Published: Dec. 1, 2010 By

ken caughey

When Kenneth Caughey (Law’55) was born on the University of Colorado at Boulder campus, it started a relationship that lasted 85 years.

He was born April 8, 1925, in CU’s hospital, then located in Boulder. He spent his first year sleeping in a dresser drawer at the Sigma Chi house where his father was manager while working as a CU engineering instructor.

But his most enduring connection began years later when he returned from the Marine Corps to attend CU’s law school. It was then he was invited on a blind date with a CU undergraduate described only as “the president’s daughter.”

For awhile he thought he was going out with Margaret Truman.

But at that memorable picnic on Flagstaff Mountain, his date turned out to be Judith Stearns (DistSt’50), the third of CU President Robert L. Stearns’ four daughters. She was living in the President’s House, now known as Koenig Alumni Center.

When he went inside to pick her up for a date early on in their relationship, he was surprised to be introduced to Columbia University President Dwight Eisenhower and General Lauris Norstad. They were meeting with Stearns to establish the curriculum for the new U.S. Air Force Academy.

Ken and Judy married in Denver in 1953. By all accounts, he was lucky to have made it to his wedding day.

After growing up in Aurora, Ill., he joined the Marine Corps right after high school.  In 1945, in the days just after World War II, he was stationed in China where he contracted tuberculosis. He wasn’t expected to survive and spent the next three years in hospitals.

By the time he came back to Boulder to attend law school he had use of only one lung and took mandatory naps every afternoon. But he continued to improve and fathered the first of his three sons before earning his law degree.

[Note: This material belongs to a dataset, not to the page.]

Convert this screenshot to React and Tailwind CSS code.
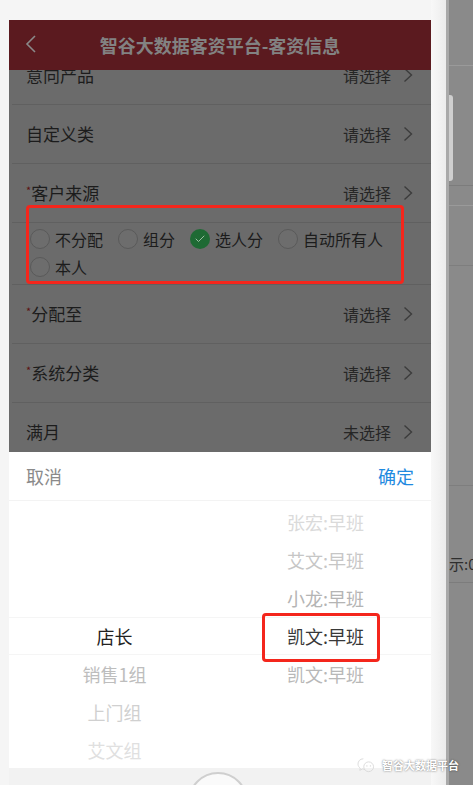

After graduating he joined the Colorado National Bank (now U.S. Bank) in Denver where he headed the trust department for 17 years and later served on the board of directors. He was long active in Denver civic life, including service as president of the Denver Rotary Club and as an early board member of Craig Hospital and the Webb-Waring Institute. In 1998 he received the law school’s Executive in Industry Alumni Award. He died in Denver on July 26.

He loved connecting with other people and enjoyed telling humorous stories to his many friends, old and new, young and old, throughout his long life. And he was pleased that when the Alumni Association held icebreaker contests at gatherings to see who had the most connections to CU, he often won.

Peter Caughey is the son of Kenneth Caughey (Law’55) and the senior editor in the CU-Boulder office of media relations and news services.